The Boyd Theatre, constructed in 1928, occupies a singular place in Philadelphia’s architectural and cultural history. As the city’s last surviving downtown movie palace and one of its most important Art Deco landmarks, it served generations as a destination for entertainment, civic life, and collective memory. Its marquee announced premieres, welcomed moviegoers, and became one of Chestnut Street’s defining visual features. Today, after decades of preservation battles and the loss of much of the original theater, the marquee remains one of the last visible reminders of that history.
Pearl Properties now seeks permission from the Philadelphia Historical Commission to remove the Boyd’s historic marquee and alter the recessed entrance to create a conventional retail storefront. This proposal represents far more than the loss of a sign. It would erase one of the few remaining features that allows Philadelphians to recognize the building as the Boyd, especially after the demolition of the auditorium and the loss of much of the theater’s historic fabric.
After the theater closed in 2002, preservationists, historians, architects, and community advocates spent more than a decade fighting to save it. Although they were ultimately unable to preserve the auditorium, a compromise retained portions of the façade, entrance sequence, lobby, and marquee—elements secured through sustained public advocacy, legal proceedings, and negotiation.
The current request by Pearl Properties undermines that compromise. The Boyd has already lost its principal interior spaces and much of the historic fabric that once made it one of the city’s great landmarks. Its integrity now rests, quite literally, on the marquee: a grand, historically significant, and intact feature that remains the building’s final, legible connection to its past.
The applicant argues that removing the marquee and recessed entrance will improve retail viability by creating a more conventional storefront, citing tenant concerns about visibility and layout. But this argument overlooks the marquee’s greatest strength: it is the property’s most distinctive commercial and civic asset. The marquee projects into the public realm, attracts attention from a distance, creates a memorable pedestrian experience, and establishes a sense of place that contemporary storefront design rarely achieves.
This proposal solves the wrong problem. It assumes success depends on making the building resemble countless others, rather than leveraging the Boyd’s historic identity to create a singular destination. That reflects failure of imagination, not a failure of preservation.
Comparable historic theaters throughout the Philadelphia region demonstrate that preservation, entertainment, and commercial activity can coexist. The Bryn Mawr Film Institute, Ambler Theater, and Colonial Theatre in Phoenixville show that historic character can be an economic asset when treated as an opportunity rather than an obstacle. The former Seville Theatre in Bryn Mawr is especially instructive: its restoration embraced historic features while introducing modern programming, allowing the building’s identity to drive its success.
The Boyd possesses advantages those venues never had: a Center City location surrounded by residents, office workers, restaurants, hotels, and transit. A redevelopment strategy that embraces its identity could support a dynamic mix of retail, dining, cultural, and event uses. Instead, the current approach prioritizes conventional retail metrics, maximizing leasable area and minimizing perceived risk, over the building’s public value as a designated historic landmark.

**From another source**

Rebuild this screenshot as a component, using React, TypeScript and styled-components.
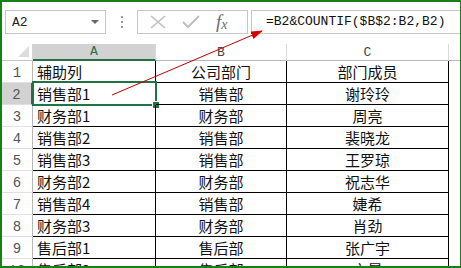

What makes this proposal particularly troubling is that redevelopment has already occurred. The residential tower has been built, the auditorium demolished, and the site fundamentally transformed. The marquee no longer stands in the way of investment; that investment has already been realized.
The question before the Historical Commission is therefore not whether preservation will prevent redevelopment. It plainly will not. The question is whether one of the last surviving elements of a designated historic landmark should now be removed simply because a more generic retail configuration is considered preferable in the short term.

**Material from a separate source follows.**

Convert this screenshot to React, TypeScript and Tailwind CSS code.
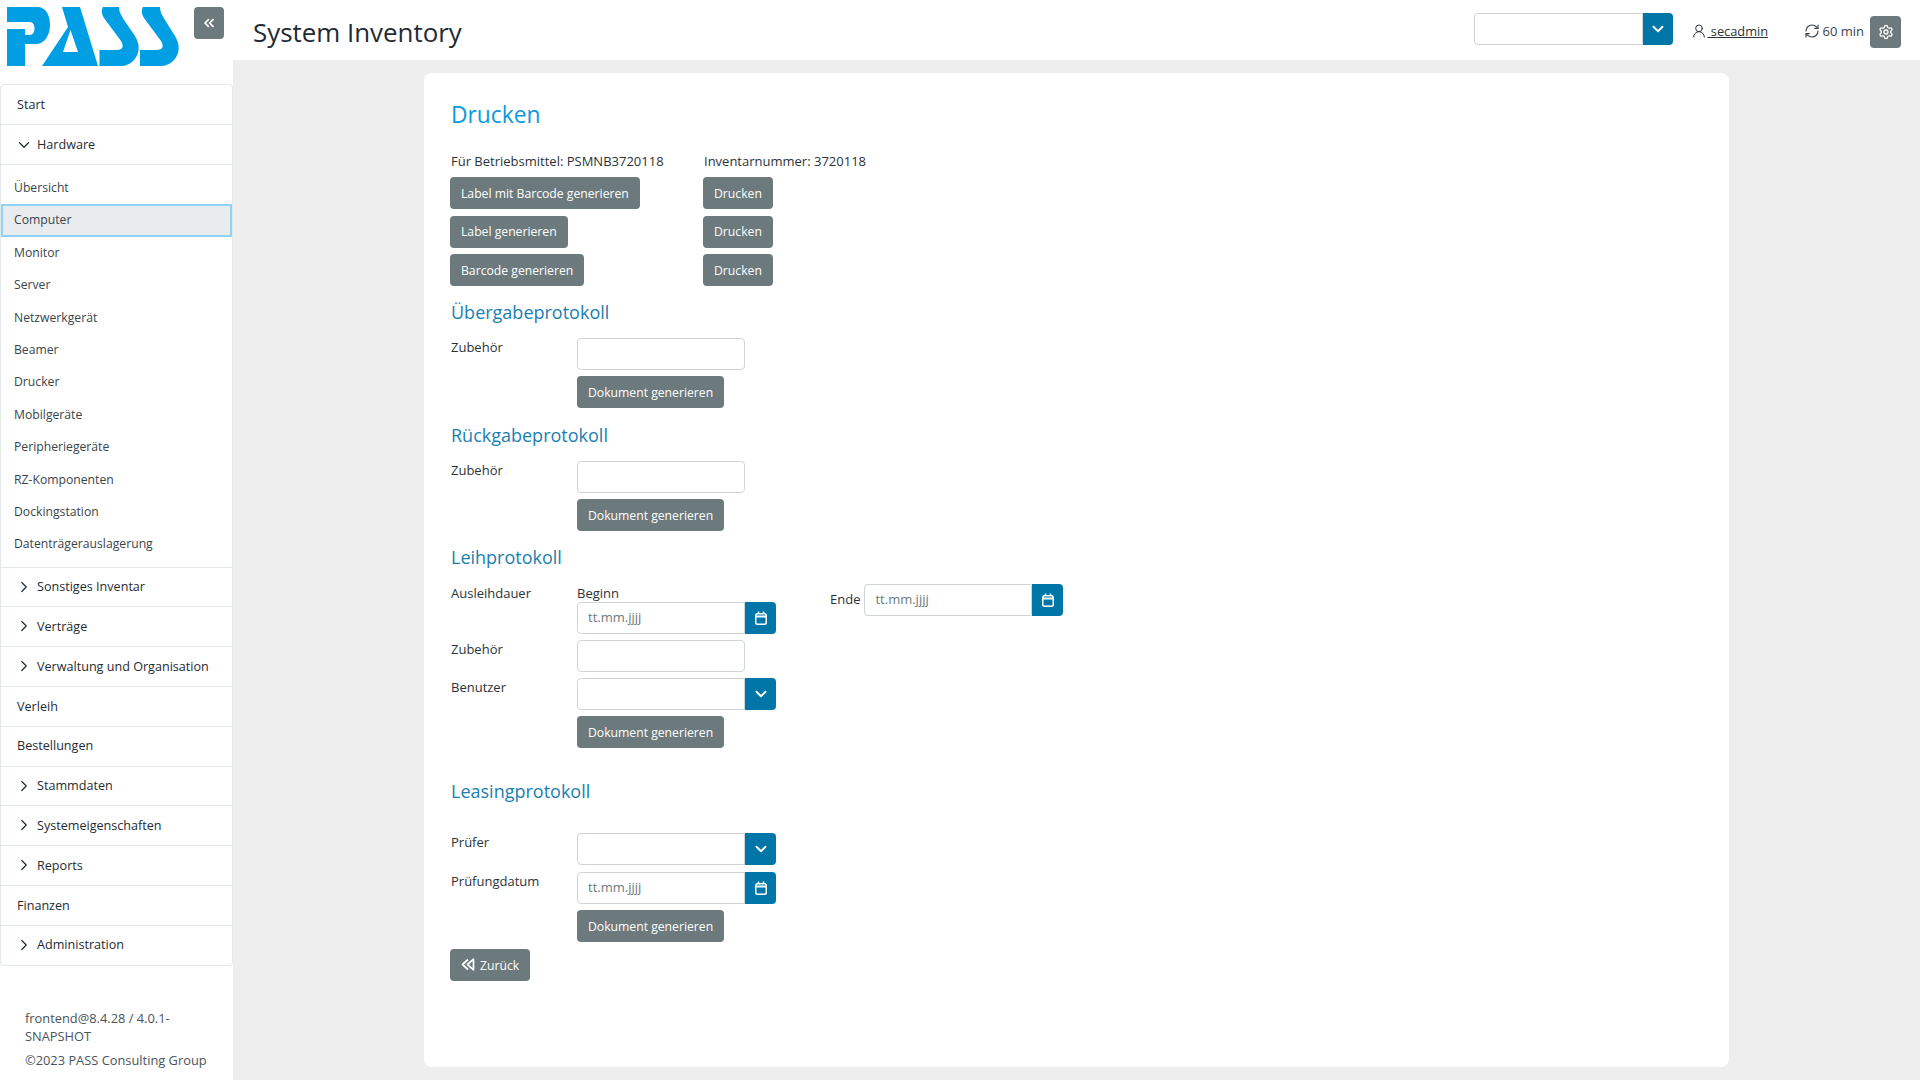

Approving this request would weaken preservation standards and set a dangerous precedent: that characterdefining features may be removed incrementally, even after significant compromise has already been reached. It would signal that protections afforded to historic properties are negotiable over time, encouraging the gradual erosion of the city’s architectural heritage.
The argument that the marquee lacks historic significance is equally unconvincing. Philadelphia has long recognized that signage and marquee structures contribute meaningfully to architectural character, cultural memory, and streetscape identity. Few examples are more emblematic than the Boyd’s.
Removing the marquee would not revitalize the building. It would make it less distinctive, less memorable, and less connected to the history that justified its preservation in the first place. Philadelphia would lose something unique in exchange for something generic.
The Boyd Theatre has already become a cautionary tale in the city’s preservation history. The Historical Commission now has an opportunity, and a responsibility, to ensure that its final chapter is not defined by the unnecessary removal of one of its most iconic surviving features.
Too much of the Boyd has already been lost. The remaining elements deserve stewardship, protection, and respect.
The marquee is not merely an architectural feature; it is one of the last public faces of a landmark that once defined downtown Philadelphia’s cultural life.